Sarebbe potuta andare peggio, con un pegno del 30% che i nostri prodotti avrebbero dovuto pagare alla frontiera Usa, ma un accordo al 15% è comunque una sconfitta negoziale dell’Europa spiega Alessandro Apolito, responsabile nazionale per le filiere della Coldiretti. Non possiamo essere buttati fuori dal mercato statunitense afferma Apolito. Il nostro agroalimentare, ora più che mai, deve guardarsi le spalle dell’italian sounding.
Apolito come giudicate l’accordo?
È un risultato che non ci piace. È una sconfitta negoziale dell’Unione europea e di Ursula Von der Leyen, che sta facendo un pasticcio anche con la nuova Pac. Siamo consapevoli che un a tariffa al 15% è sempre meglio di una al 30%. Ma ci saranno comunque ripercussioni sulle nostre filiere, quantificabili in un miliardo di euro circa.
Temete anche ripercussioni sui livelli occupazionali?
È molto difficile fare ora una valutazione su questo aspetto. Le nostre sono filiere sono lunghe e complesse e anche molto più resilienti di altre, dove possibili effetti di questo tipo si valutano nel tempo. Ma al momento è uno scenario che non ci preoccupa.
Quali prodotti sono più colpiti?
Sicuramente il vino, con 300 milioni di euro, l’olio extra vergine, dove i dazi peseranno per 140 milioni di euro, e la pasta con una zavorra da 60 milioni di euro. Prodotti che sono il simbolo del nostro Made in Italy e la base della dieta mediterranea.
L’italian sounding potrebbe insidiare il nostro agroalimentare?
Il pericolo è concreto. Di recente siamo stati alla Summer Fancy Food e abbiamo notato come ci sia una crescente attenzione ai quei prodotti che richiamano il nostro Made in Italy. Parliamo di un giro d’affari stimabile sui 40 miliardi di dollari. Ovviamente la nostra qualità è insuperabile. Ma davanti a una fiammata dei prezzi e all’alta inflazione anche il consumatore americano più affezionato al nostro agroalimentare potrebbe vacillare.
Gli importatori americani come stanno vivendo i dazi?
Con molta maggiore preoccupazione di noi. È una preoccupazione diffusa ma non sempre uguale. Chi importa i nostri formaggi, che non hanno visto un aumento dei dazi, si muove con maggiore tranquillità. Discorso diverso, come detto, per il vino. Qui i dazi vanno pagati alla dogana e può succedere che gli importatori più piccoli siano a corto di liquidità, dovendo rinunciare o riprogrammare gli ordini. Consideri che per ogni 10 dollari di prodotti italiani che entrano nel mercato Usa la ricchezza generata è di 40 dollari. Soldi che rimangono negli Stati Uniti, che servono per creare nuovi posti di lavoro. C’è molta apprensione anche oltreoceano.
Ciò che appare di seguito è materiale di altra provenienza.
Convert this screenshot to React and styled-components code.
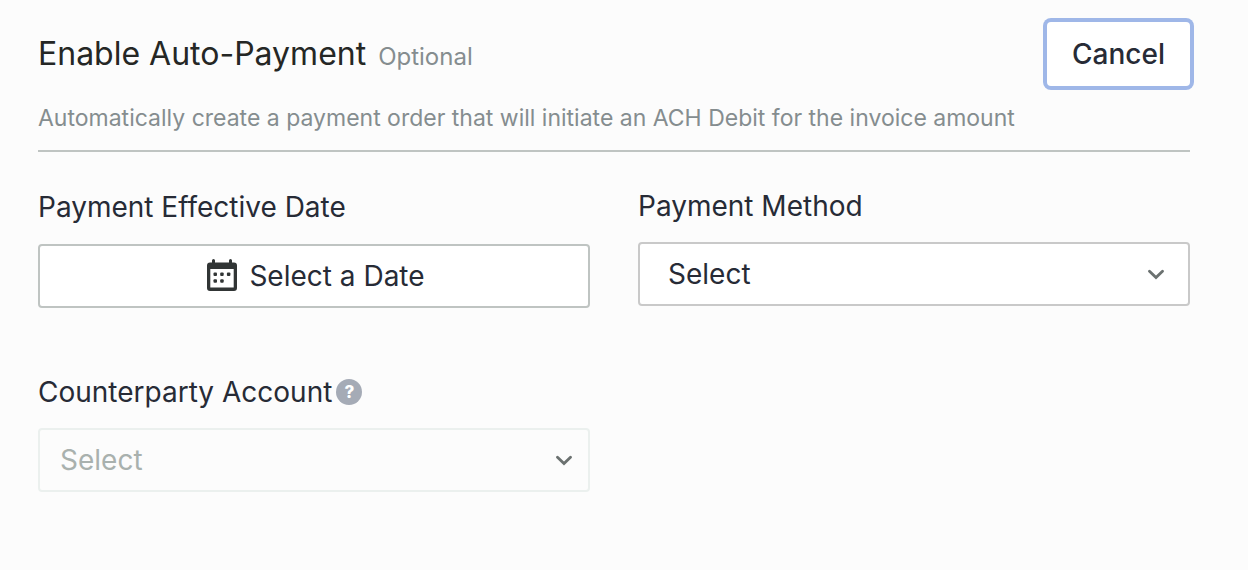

Avete rafforzato i canali con vostri colleghi americani?
Certamente. Già ad aprile, assieme al National Farmer Union, il sindacato statunitense degli agricoltori, avevamo inviato una lettera alla presidente Von der Leyen e al presidente Trump chiedendo di arrivare a un accordo. Ora, almeno, abbiamo eliminato il clima di incertezza.
È possibile riposizionarsi su nuovi mercati?
È un’operazione che si può fare, anche se richiede tempo. Bene che il governo, ben prima dei dazi, abbia varato un piano per guardare a nuove destinazioni. Ma, tuttavia, non possiamo permetterci di uscire dagli scaffali dei negozi americani. Se questo dovesse succedere sarebbe molto difficile, se non impossibile, rientrarvi. Il mercato Usa non è così facilmente sostituibile, anche perché quando un bene viene venduto là allora più facilmente può posizionarsi in altre realtà.
Che misure chiedete?
Un sostegno europeo per le filiere più colpite. Deve esserci un aiuto economico pubblico alle imprese proprio sul marketing e la promozione per impedire l’espulsione dal mercato Usa, perché una parte dei costi sarà riassorbita dai produttori ma una buona parte graverà sulle tasche dei consumatori.